▸ RECORDS SHOWN:
--- start ---

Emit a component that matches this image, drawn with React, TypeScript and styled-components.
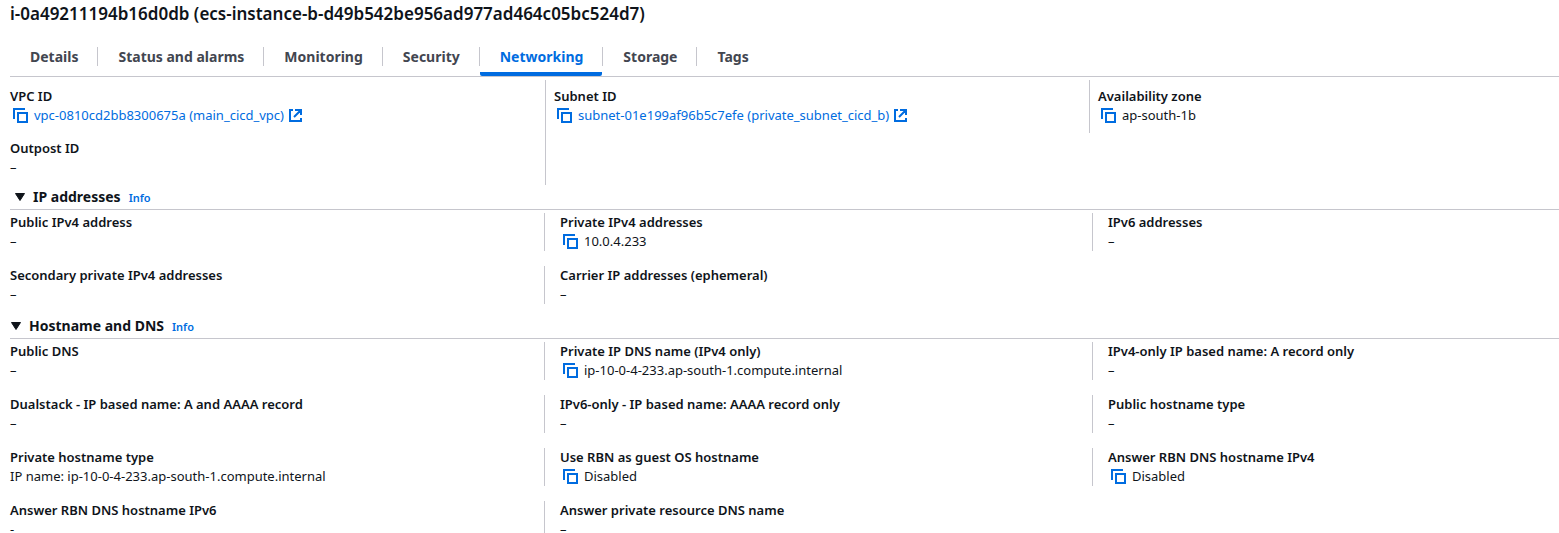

--- end ---
--- start ---

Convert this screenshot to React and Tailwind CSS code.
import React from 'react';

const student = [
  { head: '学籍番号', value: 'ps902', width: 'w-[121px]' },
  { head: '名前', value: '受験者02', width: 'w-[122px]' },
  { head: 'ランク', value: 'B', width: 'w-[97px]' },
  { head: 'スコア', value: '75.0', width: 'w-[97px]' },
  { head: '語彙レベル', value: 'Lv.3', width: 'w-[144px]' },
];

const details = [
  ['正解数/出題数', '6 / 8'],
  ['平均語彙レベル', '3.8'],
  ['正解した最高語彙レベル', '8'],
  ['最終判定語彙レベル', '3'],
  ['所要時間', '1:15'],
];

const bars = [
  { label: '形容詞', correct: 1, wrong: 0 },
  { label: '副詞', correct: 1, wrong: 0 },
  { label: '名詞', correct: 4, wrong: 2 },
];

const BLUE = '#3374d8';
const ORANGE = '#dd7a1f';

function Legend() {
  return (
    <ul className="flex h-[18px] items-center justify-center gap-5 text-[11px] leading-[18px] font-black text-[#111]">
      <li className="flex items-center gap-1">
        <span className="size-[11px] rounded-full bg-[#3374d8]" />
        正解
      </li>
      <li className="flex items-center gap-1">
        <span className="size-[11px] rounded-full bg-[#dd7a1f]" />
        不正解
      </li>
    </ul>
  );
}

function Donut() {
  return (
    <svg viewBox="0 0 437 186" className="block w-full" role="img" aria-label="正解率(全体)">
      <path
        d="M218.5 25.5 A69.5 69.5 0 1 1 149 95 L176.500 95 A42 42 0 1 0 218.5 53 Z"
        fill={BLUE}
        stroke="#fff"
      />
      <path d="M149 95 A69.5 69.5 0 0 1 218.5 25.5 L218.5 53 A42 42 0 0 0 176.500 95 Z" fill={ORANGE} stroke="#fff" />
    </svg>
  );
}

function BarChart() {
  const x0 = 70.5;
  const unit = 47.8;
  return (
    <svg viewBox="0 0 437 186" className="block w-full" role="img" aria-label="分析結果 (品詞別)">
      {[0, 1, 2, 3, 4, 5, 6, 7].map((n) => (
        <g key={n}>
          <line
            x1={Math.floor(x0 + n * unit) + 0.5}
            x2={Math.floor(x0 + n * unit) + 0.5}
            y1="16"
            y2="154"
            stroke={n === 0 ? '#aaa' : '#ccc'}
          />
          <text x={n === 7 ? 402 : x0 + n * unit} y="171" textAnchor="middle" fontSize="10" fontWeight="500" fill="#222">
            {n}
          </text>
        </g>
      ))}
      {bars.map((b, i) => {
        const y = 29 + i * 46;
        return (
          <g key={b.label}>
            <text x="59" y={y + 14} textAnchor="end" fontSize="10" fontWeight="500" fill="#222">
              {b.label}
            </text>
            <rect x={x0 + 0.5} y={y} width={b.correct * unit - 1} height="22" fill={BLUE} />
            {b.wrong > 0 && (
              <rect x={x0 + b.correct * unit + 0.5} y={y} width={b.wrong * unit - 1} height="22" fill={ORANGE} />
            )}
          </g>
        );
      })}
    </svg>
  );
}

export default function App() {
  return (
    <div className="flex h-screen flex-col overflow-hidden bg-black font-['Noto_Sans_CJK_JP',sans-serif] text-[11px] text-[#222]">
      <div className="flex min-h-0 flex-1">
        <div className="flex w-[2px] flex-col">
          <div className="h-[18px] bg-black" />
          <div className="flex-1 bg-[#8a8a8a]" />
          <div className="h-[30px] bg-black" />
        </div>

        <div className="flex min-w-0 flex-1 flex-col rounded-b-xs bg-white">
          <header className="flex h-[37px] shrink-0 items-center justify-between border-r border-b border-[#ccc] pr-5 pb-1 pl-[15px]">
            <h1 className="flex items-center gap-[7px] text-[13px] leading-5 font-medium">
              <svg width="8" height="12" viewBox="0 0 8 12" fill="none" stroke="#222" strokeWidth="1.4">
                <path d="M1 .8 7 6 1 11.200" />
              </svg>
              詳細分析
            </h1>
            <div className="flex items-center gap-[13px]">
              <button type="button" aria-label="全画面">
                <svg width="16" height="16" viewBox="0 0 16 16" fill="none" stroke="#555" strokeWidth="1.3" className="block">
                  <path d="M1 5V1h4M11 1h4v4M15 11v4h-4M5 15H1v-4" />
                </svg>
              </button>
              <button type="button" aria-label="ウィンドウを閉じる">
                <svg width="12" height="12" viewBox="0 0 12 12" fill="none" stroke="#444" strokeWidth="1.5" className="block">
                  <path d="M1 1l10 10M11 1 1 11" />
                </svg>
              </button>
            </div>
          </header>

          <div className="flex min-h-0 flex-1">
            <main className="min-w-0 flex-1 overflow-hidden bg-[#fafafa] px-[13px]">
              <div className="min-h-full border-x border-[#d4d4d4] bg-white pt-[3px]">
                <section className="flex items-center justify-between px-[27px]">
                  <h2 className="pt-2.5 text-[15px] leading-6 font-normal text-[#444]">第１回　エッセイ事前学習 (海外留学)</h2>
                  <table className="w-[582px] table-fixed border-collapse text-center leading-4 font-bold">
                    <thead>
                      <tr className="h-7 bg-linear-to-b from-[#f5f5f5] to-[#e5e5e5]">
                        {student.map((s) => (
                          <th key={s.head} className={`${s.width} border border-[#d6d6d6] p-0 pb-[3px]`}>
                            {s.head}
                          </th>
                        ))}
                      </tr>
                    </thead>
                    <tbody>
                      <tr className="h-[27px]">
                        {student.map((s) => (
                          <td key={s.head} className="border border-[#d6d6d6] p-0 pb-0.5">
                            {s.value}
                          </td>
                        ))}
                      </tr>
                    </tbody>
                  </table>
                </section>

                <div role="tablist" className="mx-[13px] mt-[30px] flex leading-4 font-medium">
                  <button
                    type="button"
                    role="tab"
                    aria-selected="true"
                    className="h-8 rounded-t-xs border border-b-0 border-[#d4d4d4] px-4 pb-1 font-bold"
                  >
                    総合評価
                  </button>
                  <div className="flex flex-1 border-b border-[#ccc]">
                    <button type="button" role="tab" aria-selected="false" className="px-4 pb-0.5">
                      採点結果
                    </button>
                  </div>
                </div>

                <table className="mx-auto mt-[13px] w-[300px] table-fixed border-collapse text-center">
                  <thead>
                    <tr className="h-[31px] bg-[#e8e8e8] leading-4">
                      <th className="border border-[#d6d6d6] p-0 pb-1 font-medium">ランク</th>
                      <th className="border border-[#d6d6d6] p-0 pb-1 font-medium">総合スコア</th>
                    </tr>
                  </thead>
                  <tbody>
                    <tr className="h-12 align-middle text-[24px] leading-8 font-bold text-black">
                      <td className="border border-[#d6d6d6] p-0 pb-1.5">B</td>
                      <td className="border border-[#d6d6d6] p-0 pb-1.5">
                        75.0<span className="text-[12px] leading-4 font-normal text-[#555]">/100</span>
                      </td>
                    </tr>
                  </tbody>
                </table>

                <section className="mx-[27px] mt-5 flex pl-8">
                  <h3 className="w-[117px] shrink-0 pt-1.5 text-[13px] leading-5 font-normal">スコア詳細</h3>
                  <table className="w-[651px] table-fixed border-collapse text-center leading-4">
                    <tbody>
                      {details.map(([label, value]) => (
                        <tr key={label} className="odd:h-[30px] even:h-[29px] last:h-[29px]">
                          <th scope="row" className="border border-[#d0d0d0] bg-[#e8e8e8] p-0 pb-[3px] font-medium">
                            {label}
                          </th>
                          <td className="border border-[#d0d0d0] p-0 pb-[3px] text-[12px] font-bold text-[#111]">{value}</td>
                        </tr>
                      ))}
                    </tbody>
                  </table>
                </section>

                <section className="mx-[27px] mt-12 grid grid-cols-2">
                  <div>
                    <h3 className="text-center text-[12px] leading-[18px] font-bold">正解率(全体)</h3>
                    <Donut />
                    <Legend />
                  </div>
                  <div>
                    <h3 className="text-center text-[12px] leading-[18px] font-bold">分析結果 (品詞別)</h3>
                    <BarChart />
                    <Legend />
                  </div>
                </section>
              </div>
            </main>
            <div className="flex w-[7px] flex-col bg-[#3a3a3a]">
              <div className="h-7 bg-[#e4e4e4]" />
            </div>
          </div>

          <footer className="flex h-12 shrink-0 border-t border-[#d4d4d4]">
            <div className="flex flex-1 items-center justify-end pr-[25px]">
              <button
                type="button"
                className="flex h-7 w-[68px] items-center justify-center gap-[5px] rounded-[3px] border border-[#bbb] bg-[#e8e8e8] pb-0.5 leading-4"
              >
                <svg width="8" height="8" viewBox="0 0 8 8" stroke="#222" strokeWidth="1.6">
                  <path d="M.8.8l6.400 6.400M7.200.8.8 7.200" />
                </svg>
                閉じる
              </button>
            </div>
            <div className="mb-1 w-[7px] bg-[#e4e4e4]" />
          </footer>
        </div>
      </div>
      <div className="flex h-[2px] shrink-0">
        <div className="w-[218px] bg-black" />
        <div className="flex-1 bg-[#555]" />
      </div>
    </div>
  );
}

--- end ---
--- start ---

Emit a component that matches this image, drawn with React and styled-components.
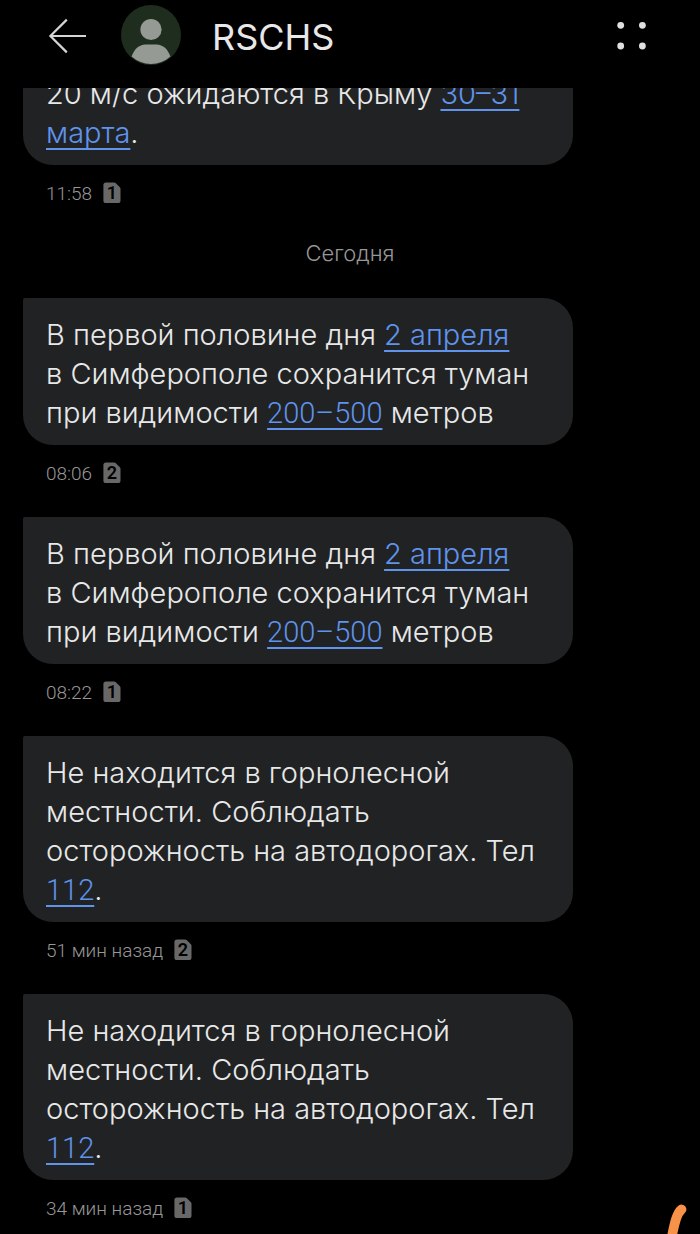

--- end ---

▸ WHAT TO DO:
Check every line of the data, and copy the ones that contain "matches".

▸ CORRECT OUTPUT:
Emit a component that matches this image, drawn with React, TypeScript and styled-components.
Emit a component that matches this image, drawn with React and styled-components.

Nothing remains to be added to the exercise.